**** Data shown ****

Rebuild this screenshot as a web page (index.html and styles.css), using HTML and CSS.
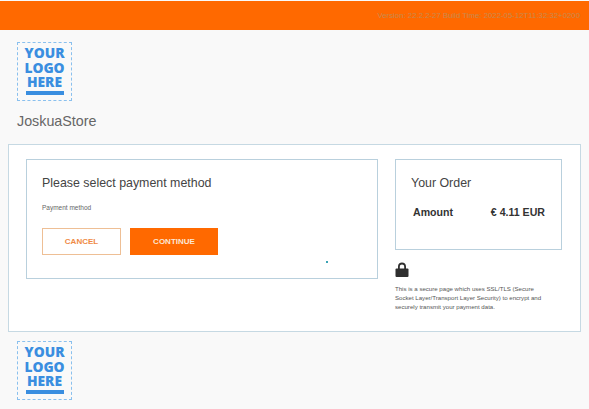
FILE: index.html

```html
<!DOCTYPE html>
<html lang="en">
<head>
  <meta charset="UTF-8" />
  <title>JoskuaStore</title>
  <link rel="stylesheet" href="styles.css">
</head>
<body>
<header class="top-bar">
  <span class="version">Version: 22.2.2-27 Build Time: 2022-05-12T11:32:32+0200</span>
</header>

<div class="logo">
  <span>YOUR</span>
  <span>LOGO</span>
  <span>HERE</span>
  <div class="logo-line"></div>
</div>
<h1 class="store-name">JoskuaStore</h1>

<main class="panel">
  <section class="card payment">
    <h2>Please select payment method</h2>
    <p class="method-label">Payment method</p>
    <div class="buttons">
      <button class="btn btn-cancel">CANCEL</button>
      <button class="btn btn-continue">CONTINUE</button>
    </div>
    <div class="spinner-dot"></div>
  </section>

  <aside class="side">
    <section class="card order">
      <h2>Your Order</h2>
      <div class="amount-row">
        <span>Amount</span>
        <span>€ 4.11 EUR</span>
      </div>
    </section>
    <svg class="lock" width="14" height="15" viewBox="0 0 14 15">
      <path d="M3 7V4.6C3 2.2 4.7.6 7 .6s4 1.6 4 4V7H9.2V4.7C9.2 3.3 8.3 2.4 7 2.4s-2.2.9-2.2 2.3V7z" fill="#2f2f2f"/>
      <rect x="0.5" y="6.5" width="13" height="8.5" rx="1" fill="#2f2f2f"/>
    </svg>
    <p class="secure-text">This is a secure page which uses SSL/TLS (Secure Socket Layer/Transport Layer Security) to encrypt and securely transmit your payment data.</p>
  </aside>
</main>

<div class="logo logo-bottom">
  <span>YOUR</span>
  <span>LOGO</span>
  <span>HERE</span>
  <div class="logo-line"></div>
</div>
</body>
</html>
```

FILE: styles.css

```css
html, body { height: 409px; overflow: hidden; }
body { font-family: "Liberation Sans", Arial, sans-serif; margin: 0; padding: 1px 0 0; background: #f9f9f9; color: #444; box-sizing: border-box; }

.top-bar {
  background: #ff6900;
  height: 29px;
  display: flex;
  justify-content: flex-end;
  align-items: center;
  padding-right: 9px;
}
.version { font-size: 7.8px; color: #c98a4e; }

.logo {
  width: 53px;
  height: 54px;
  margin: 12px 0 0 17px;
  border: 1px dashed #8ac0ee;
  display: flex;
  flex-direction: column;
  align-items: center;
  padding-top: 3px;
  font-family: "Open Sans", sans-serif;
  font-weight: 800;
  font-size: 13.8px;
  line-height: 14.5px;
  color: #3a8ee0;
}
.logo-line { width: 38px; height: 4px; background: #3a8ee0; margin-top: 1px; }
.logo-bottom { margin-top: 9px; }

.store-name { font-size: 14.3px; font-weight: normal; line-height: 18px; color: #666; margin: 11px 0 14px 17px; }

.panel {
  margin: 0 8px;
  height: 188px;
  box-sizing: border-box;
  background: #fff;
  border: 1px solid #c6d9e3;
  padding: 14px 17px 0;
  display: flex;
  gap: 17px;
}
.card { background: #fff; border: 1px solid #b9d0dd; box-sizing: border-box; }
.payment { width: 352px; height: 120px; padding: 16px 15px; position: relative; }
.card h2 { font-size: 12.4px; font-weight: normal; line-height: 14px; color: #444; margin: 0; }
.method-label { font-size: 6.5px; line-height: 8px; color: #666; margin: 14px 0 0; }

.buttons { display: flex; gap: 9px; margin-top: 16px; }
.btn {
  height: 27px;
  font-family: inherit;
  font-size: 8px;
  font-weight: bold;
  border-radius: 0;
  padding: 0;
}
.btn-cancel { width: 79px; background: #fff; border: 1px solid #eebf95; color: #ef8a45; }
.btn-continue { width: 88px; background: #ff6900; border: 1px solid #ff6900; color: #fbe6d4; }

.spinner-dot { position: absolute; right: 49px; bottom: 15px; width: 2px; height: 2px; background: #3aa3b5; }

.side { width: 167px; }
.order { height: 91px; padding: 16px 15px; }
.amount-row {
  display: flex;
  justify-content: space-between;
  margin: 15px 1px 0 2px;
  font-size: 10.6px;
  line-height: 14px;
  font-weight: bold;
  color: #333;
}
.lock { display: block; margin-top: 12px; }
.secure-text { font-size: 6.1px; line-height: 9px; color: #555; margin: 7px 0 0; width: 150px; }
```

****

Exercise details: Reproduce each line word for word and drop the pictures.

Finished answer:
Rebuild this screenshot as a web page (index.html and styles.css), using HTML and CSS.
FILE: index.html

```html
<!DOCTYPE html>
<html lang="en">
<head>
  <meta charset="UTF-8" />
  <title>JoskuaStore</title>
  <link rel="stylesheet" href="styles.css">
</head>
<body>
<header class="top-bar">
  <span class="version">Version: 22.2.2-27 Build Time: 2022-05-12T11:32:32+0200</span>
</header>

<div class="logo">
  <span>YOUR</span>
  <span>LOGO</span>
  <span>HERE</span>
  <div class="logo-line"></div>
</div>
<h1 class="store-name">JoskuaStore</h1>

<main class="panel">
  <section class="card payment">
    <h2>Please select payment method</h2>
    <p class="method-label">Payment method</p>
    <div class="buttons">
      <button class="btn btn-cancel">CANCEL</button>
      <button class="btn btn-continue">CONTINUE</button>
    </div>
    <div class="spinner-dot"></div>
  </section>

  <aside class="side">
    <section class="card order">
      <h2>Your Order</h2>
      <div class="amount-row">
        <span>Amount</span>
        <span>€ 4.11 EUR</span>
      </div>
    </section>
    <svg class="lock" width="14" height="15" viewBox="0 0 14 15">
      <path d="M3 7V4.6C3 2.2 4.7.6 7 .6s4 1.6 4 4V7H9.2V4.7C9.2 3.3 8.3 2.4 7 2.4s-2.2.9-2.2 2.3V7z" fill="#2f2f2f"/>
      <rect x="0.5" y="6.5" width="13" height="8.5" rx="1" fill="#2f2f2f"/>
    </svg>
    <p class="secure-text">This is a secure page which uses SSL/TLS (Secure Socket Layer/Transport Layer Security) to encrypt and securely transmit your payment data.</p>
  </aside>
</main>

<div class="logo logo-bottom">
  <span>YOUR</span>
  <span>LOGO</span>
  <span>HERE</span>
  <div class="logo-line"></div>
</div>
</body>
</html>
```

FILE: styles.css

```css
html, body { height: 409px; overflow: hidden; }
body { font-family: "Liberation Sans", Arial, sans-serif; margin: 0; padding: 1px 0 0; background: #f9f9f9; color: #444; box-sizing: border-box; }

.top-bar {
  background: #ff6900;
  height: 29px;
  display: flex;
  justify-content: flex-end;
  align-items: center;
  padding-right: 9px;
}
.version { font-size: 7.8px; color: #c98a4e; }

.logo {
  width: 53px;
  height: 54px;
  margin: 12px 0 0 17px;
  border: 1px dashed #8ac0ee;
  display: flex;
  flex-direction: column;
  align-items: center;
  padding-top: 3px;
  font-family: "Open Sans", sans-serif;
  font-weight: 800;
  font-size: 13.8px;
  line-height: 14.5px;
  color: #3a8ee0;
}
.logo-line { width: 38px; height: 4px; background: #3a8ee0; margin-top: 1px; }
.logo-bottom { margin-top: 9px; }

.store-name { font-size: 14.3px; font-weight: normal; line-height: 18px; color: #666; margin: 11px 0 14px 17px; }

.panel {
  margin: 0 8px;
  height: 188px;
  box-sizing: border-box;
  background: #fff;
  border: 1px solid #c6d9e3;
  padding: 14px 17px 0;
  display: flex;
  gap: 17px;
}
.card { background: #fff; border: 1px solid #b9d0dd; box-sizing: border-box; }
.payment { width: 352px; height: 120px; padding: 16px 15px; position: relative; }
.card h2 { font-size: 12.4px; font-weight: normal; line-height: 14px; color: #444; margin: 0; }
.method-label { font-size: 6.5px; line-height: 8px; color: #666; margin: 14px 0 0; }

.buttons { display: flex; gap: 9px; margin-top: 16px; }
.btn {
  height: 27px;
  font-family: inherit;
  font-size: 8px;
  font-weight: bold;
  border-radius: 0;
  padding: 0;
}
.btn-cancel { width: 79px; background: #fff; border: 1px solid #eebf95; color: #ef8a45; }
.btn-continue { width: 88px; background: #ff6900; border: 1px solid #ff6900; color: #fbe6d4; }

.spinner-dot { position: absolute; right: 49px; bottom: 15px; width: 2px; height: 2px; background: #3aa3b5; }

.side { width: 167px; }
.order { height: 91px; padding: 16px 15px; }
.amount-row {
  display: flex;
  justify-content: space-between;
  margin: 15px 1px 0 2px;
  font-size: 10.6px;
  line-height: 14px;
  font-weight: bold;
  color: #333;
}
.lock { display: block; margin-top: 12px; }
.secure-text { font-size: 6.1px; line-height: 9px; color: #555; margin: 7px 0 0; width: 150px; }
```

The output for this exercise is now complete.